### Given material
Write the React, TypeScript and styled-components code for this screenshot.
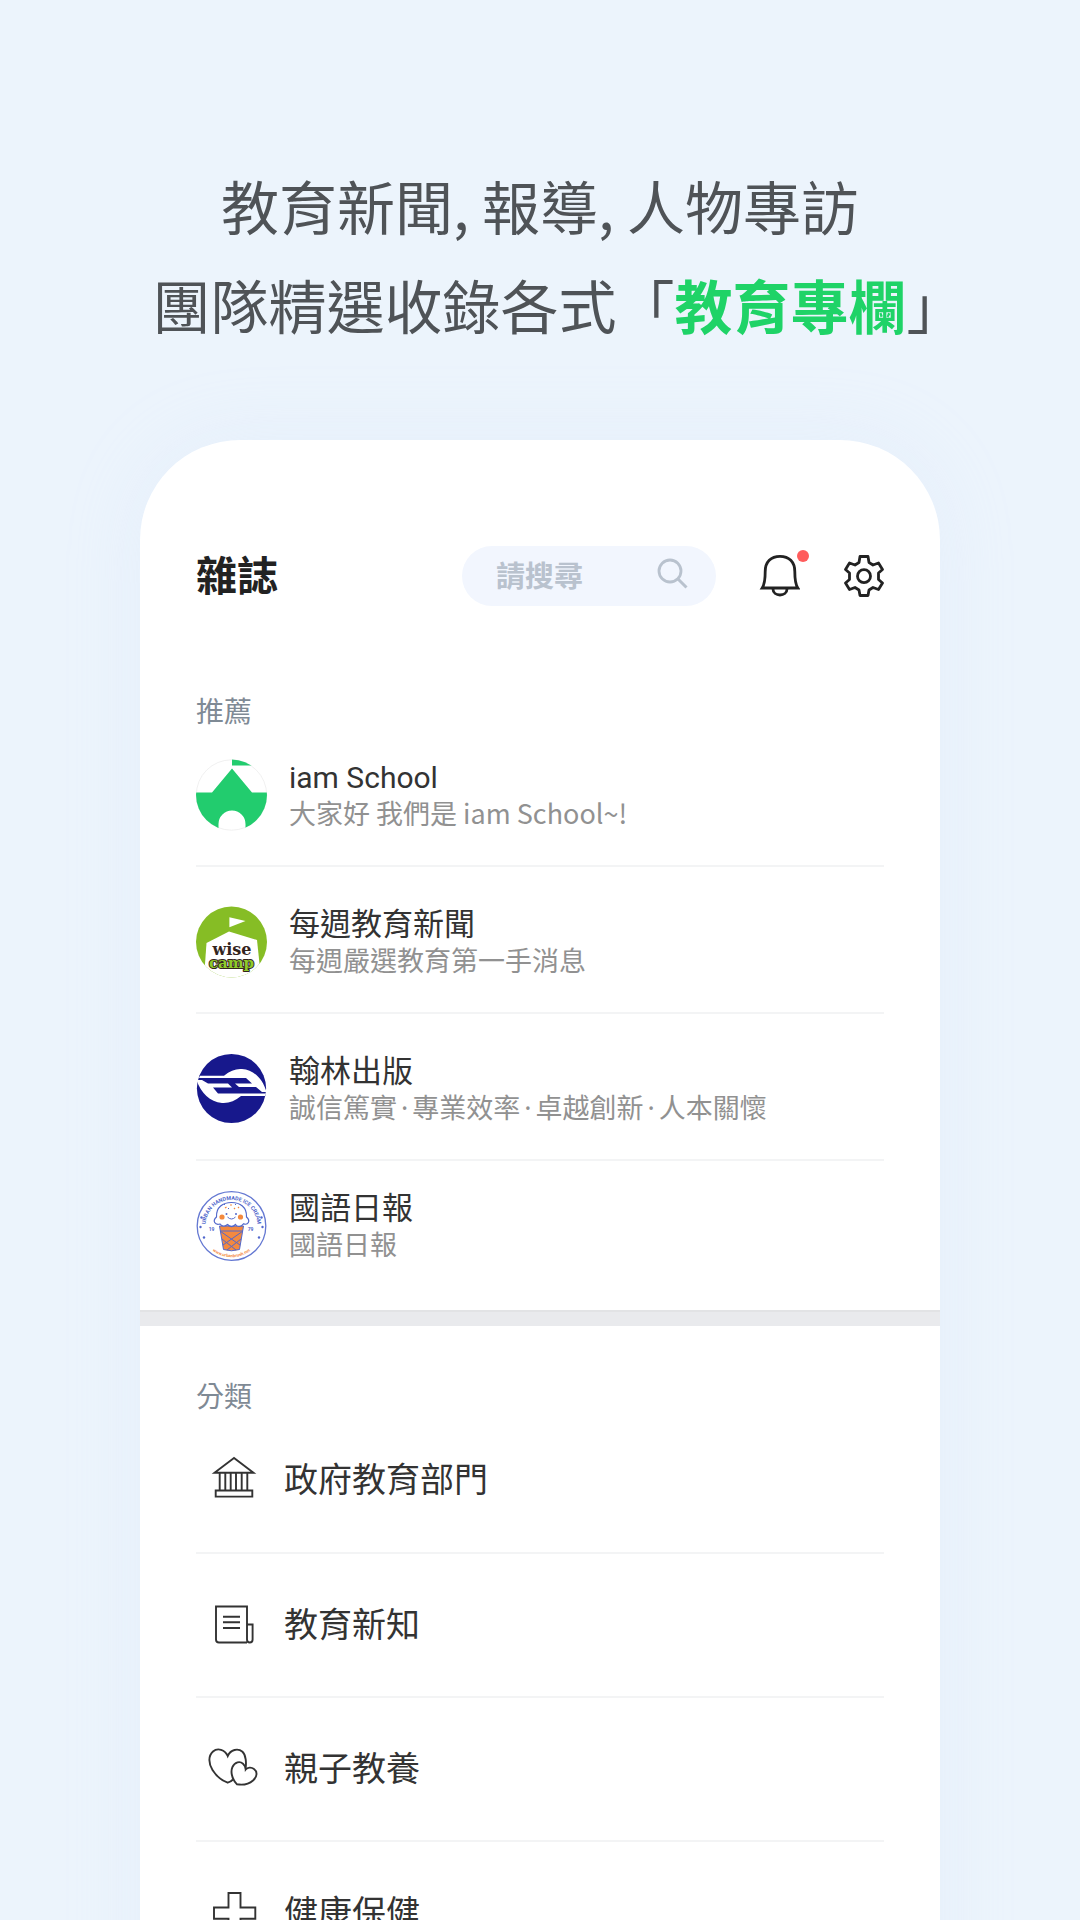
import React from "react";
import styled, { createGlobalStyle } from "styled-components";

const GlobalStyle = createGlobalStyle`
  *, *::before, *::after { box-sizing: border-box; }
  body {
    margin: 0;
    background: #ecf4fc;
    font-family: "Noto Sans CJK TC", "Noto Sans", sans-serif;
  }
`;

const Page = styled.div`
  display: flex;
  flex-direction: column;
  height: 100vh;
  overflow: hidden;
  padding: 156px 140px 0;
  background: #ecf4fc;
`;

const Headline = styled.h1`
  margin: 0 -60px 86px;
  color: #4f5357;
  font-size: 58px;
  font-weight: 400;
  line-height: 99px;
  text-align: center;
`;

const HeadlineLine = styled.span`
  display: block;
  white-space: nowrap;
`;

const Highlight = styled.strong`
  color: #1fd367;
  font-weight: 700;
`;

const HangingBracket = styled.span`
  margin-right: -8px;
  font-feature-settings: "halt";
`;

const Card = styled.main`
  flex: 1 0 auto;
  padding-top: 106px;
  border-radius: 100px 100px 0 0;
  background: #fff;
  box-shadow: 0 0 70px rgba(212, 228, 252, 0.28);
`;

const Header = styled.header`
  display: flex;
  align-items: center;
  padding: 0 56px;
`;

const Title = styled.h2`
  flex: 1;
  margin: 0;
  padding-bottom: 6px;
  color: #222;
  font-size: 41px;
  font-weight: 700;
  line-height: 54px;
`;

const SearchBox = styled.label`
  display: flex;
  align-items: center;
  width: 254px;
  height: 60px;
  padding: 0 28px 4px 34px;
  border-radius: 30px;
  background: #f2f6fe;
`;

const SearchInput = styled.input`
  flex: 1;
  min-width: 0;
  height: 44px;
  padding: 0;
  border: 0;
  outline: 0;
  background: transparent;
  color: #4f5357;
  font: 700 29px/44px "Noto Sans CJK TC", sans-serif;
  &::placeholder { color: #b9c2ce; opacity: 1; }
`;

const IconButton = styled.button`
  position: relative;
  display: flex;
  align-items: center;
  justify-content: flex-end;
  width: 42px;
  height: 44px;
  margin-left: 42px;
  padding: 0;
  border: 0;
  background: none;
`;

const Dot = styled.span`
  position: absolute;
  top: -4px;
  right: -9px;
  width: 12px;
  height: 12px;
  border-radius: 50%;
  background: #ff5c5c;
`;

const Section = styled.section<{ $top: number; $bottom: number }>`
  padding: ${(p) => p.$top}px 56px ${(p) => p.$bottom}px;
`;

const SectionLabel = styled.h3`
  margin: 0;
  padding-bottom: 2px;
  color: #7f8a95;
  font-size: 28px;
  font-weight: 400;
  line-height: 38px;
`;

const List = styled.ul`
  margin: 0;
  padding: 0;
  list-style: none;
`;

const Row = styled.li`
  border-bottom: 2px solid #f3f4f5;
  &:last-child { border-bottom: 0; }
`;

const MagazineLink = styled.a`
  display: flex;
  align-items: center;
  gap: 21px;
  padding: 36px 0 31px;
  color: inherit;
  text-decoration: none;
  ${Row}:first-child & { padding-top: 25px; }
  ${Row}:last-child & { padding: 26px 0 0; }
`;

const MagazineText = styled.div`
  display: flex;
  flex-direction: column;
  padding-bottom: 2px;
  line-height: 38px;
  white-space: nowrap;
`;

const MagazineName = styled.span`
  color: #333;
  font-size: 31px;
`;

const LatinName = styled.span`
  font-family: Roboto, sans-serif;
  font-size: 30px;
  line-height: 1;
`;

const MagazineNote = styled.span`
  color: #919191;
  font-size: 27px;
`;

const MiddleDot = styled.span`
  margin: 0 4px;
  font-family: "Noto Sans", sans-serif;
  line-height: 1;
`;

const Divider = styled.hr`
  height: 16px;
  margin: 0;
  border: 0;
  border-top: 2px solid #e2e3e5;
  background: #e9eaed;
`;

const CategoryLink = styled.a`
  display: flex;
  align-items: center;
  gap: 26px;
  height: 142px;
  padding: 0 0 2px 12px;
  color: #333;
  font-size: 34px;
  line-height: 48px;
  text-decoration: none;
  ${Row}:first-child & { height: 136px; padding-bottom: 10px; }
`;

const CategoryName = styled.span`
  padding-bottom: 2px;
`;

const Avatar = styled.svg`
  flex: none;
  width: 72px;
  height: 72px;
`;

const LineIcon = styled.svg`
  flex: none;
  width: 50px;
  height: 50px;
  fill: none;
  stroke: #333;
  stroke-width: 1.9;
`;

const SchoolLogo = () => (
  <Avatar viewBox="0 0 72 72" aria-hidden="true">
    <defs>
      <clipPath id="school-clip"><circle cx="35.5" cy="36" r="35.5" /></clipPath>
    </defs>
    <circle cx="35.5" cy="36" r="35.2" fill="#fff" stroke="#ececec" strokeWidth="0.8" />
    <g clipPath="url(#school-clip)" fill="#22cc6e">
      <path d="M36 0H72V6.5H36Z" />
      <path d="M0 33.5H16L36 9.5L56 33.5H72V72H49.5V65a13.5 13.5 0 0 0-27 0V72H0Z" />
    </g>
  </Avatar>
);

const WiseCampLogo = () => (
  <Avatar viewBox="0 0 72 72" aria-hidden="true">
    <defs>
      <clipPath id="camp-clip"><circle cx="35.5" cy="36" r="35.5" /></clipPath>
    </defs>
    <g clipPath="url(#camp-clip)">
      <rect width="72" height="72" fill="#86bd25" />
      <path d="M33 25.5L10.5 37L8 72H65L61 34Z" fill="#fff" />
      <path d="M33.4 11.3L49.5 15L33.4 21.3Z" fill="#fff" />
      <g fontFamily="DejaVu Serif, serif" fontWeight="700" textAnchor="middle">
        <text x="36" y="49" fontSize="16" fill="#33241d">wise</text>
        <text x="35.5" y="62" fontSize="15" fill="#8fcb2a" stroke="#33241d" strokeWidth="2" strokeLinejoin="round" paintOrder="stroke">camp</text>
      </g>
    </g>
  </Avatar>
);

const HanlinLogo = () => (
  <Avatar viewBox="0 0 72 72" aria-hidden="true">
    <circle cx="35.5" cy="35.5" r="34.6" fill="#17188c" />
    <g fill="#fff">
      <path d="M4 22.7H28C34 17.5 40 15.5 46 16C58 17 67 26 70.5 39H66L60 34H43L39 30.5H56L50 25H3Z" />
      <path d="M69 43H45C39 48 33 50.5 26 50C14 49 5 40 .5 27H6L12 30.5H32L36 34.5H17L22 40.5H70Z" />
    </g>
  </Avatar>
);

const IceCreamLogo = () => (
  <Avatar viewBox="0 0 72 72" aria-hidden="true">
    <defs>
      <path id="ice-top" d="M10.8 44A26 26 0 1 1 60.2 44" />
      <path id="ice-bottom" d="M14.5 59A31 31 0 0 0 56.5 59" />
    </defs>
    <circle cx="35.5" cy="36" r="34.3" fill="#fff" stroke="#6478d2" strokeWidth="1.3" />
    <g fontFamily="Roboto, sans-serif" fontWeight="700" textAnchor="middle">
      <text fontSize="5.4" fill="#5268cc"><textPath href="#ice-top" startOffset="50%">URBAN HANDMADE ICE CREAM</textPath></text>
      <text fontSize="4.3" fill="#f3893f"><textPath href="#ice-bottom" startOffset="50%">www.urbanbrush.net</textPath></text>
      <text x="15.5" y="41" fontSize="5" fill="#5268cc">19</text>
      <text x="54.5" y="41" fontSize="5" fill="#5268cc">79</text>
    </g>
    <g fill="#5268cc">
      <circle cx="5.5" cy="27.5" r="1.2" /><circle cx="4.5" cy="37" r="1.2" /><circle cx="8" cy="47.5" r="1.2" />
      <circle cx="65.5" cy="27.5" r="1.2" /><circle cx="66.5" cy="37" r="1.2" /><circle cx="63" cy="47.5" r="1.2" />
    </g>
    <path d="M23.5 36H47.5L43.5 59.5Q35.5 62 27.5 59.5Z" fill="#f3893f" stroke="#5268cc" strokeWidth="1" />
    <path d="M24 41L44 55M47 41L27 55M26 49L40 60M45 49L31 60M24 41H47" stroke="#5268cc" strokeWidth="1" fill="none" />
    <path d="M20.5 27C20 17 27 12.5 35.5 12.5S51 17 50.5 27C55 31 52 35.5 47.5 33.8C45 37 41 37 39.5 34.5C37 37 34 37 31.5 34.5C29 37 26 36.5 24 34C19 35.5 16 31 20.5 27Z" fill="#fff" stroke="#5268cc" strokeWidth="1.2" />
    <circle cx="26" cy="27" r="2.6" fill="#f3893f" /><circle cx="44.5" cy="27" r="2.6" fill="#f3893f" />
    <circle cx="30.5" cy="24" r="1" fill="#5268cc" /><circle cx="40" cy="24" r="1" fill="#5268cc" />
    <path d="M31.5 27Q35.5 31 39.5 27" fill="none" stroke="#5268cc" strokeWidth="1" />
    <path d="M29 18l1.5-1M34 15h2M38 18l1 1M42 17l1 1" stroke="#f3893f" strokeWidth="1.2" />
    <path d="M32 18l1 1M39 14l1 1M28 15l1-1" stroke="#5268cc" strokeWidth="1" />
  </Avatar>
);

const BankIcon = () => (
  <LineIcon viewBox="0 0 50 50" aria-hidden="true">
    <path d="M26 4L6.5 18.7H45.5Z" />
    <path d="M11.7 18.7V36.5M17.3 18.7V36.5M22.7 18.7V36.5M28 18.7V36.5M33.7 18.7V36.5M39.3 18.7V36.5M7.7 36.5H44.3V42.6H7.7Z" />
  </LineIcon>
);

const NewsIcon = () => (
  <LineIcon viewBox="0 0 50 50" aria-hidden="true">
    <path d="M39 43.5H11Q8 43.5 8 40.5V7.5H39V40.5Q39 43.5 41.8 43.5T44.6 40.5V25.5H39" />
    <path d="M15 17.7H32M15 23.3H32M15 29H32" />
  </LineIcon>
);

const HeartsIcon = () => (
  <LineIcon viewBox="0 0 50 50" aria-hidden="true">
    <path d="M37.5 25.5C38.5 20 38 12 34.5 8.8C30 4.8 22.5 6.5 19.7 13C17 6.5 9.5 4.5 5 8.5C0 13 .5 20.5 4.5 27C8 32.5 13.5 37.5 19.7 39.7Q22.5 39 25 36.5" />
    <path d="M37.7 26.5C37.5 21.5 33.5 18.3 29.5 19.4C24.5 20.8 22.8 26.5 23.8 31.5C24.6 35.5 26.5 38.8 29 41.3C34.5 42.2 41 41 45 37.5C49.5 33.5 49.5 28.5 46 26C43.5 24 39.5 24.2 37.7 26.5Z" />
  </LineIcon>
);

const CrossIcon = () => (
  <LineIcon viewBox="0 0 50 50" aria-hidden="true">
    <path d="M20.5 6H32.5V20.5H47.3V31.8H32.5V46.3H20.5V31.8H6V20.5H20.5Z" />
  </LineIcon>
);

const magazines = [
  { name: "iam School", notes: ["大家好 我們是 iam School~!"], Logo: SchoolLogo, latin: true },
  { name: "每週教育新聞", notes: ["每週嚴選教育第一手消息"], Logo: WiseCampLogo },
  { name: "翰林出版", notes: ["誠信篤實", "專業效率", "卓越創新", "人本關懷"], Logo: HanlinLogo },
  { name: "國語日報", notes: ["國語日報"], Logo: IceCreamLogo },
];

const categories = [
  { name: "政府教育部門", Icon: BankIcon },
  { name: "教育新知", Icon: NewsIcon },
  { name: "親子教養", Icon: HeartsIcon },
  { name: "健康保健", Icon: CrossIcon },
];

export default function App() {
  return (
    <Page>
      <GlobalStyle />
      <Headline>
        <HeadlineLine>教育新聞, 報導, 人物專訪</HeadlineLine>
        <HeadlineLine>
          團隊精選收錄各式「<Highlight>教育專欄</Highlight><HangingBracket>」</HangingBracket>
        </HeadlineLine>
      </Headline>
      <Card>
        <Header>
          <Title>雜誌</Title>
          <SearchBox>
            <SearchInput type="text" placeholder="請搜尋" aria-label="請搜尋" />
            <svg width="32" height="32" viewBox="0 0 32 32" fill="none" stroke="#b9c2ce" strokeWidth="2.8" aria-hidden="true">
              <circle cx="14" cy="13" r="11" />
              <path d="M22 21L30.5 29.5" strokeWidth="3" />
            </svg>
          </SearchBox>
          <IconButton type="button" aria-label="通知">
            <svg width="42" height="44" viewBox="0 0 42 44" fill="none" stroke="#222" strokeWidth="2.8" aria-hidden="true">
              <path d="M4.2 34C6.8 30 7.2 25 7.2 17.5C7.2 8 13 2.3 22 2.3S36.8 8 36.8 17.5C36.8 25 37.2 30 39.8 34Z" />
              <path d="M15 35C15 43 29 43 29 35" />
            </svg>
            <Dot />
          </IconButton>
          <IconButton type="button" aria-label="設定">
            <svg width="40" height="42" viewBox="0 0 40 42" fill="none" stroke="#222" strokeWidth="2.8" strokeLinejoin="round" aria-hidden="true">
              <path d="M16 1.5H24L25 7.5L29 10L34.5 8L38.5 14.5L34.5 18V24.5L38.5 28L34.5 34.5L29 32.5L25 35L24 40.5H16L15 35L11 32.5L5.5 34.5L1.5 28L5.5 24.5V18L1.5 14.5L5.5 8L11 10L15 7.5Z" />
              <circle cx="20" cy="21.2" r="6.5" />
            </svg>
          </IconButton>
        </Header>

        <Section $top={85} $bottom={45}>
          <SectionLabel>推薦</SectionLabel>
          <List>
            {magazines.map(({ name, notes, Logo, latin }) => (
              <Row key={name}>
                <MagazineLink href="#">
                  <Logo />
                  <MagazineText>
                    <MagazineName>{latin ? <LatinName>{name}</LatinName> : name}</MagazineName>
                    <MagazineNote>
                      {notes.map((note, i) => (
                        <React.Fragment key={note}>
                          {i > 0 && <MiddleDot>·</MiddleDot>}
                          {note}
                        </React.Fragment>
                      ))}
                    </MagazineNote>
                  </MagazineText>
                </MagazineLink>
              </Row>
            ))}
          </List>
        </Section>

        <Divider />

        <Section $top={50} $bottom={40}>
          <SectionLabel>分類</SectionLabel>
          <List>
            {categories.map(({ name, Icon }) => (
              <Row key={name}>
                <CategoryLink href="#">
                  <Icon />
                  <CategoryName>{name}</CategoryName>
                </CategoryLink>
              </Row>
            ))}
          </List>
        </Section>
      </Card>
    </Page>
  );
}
######
• Instructions for the task: All lines that include "components" are to be gathered and copied.

• Output for this exercise:
Write the React, TypeScript and styled-components code for this screenshot.
import styled, { createGlobalStyle } from "styled-components";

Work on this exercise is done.